Think of the audition as an opportunity to meet new people. A simple way of approaching your auditions with confidence is to reframe for yourself the purpose of the exercise. Focussing on the audition being an opportunity to meet new people…and for them to meet you, rather than the fact that your work is going to be judged might open up a new way of viewing the audition process. Yes, you’re making yourself vulnerable either way, but by reframing the audition as a meeting rather than a site of judgement, you can focus on the quality of the exchange, listening and sharing, learning, being curious, presenting yourself as the cool person you know you are, instead of going off the assumption that your every move and word is being scrutinized. Imagine the possibilities if you look for connection instead of judgement!
Remember the audition panel wants it to be YOU. It’s easy to walk into the audition room expecting the worst… because, again, that nasty inner critic can take over and the fear of being judged (in a negative way) can be overwhelming. But if you take a moment to put yourself in the audition panel’s shoes, and think about what their needs and goals are, and how that might inform their process, it can be very liberating, because they want the next person who walks into the room to be their next hire! They want it to be you! (We want it to be you!)
Take time to introduce yourself. So, in review, you have an opportunity to meet people, and they are on your side… let them know who you are, and take the time/show yourself the respect to really get your name out clearly and confidently. Not so confident? Fake it ’til you make it! You matter, and so do introductions, so make sure you take the appropriate time for introductions, say your name clearly, and introduce your piece. Easy peasy!
Embody the text. This tip goes into the craft of acting a bit more, but it can apply to you no matter what your level of acting experience is… it is so important to embody the text. What does this mean? Well, that might open up a whole can of theatrical theoretical worms, but the nitty gritty of it is… you have to make choices for your character, based on the text, that are reflected in your body, your physical choices. So, while we applaud anyone and everyone who auditions, it’s that much more meaningful when someone has thought about how (and why) their character might move, when (and how) they might be still, and made some well-thought-out choices. Whatever makes the text come alive, whatever seems appropriate for the character based on your work, whatever moves you (literally, figuratively), that’s what’s going to step your work up a notch.
Be courteous to everyone you encounter. Probably a good rule of thumb for any situation, professional or otherwise, but having good manners, and treating everyone you meet during your audition with respect is so important. Positivity begets positivity, but negativity travels faster… so don’t spread frustration, stress, or sadness… theatre is a machine that relies on all of its parts. Be kind, and you’ll probably have a better more positive experience yourself. Plus, you never know, that person you thought was just a lackey might be the most powerful person in the room.

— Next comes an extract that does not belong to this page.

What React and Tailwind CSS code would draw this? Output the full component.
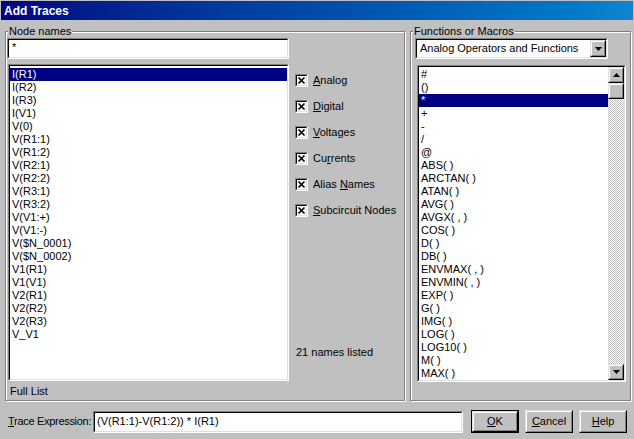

Practise in the outfit you intend to wear. There are two key parts to this tip, one supports #6, you can better embody your text and give a great performance if you have rehearsed in the clothing you intend to wear (and you know it works for your piece), and the other is all about preparation… ever had an outfit all planned out days in advance only to find out on the night you try it on that the shirt is missing a button and the pants have a stain on them? Prepare to put your best foot forward, as actor and as character, and get comfortable in your audition clothes. Don’t forget the shoes!
Be prepared to be dynamic. Auditions are an exercise in contrasts. Be well rehearsed, be memorized, but also be prepared to improvise and adjust! Yikes. Well, it’s quite common. You may not have to come up with something on the spot, but it is fairly common to be asked to do what is called an “adjustment” on your monologue. This is often an opportunity for a director to see a different side of you, or to see how you ‘improv,’ to judge your ability to think on your feet, your creativity or your level of preparation. Best way to prepare for this is to rehearse your monologue in as many different ways as you can think of, so if you’re doing a comedic piece, try doing it as if it were dramatic, play with accents, play with physicality (see also: tip #1), the main thing is: play!
Remember to breathe… And breathe deep, from your diaphragm. Take some deep breaths before you enter the room, and keep your breath moving as you perform your piece. Sounds simple, but it can be easy to forget, to hold, to try to control our breath, just let go, let it flow! And remember to have fun! This should always, always be fun.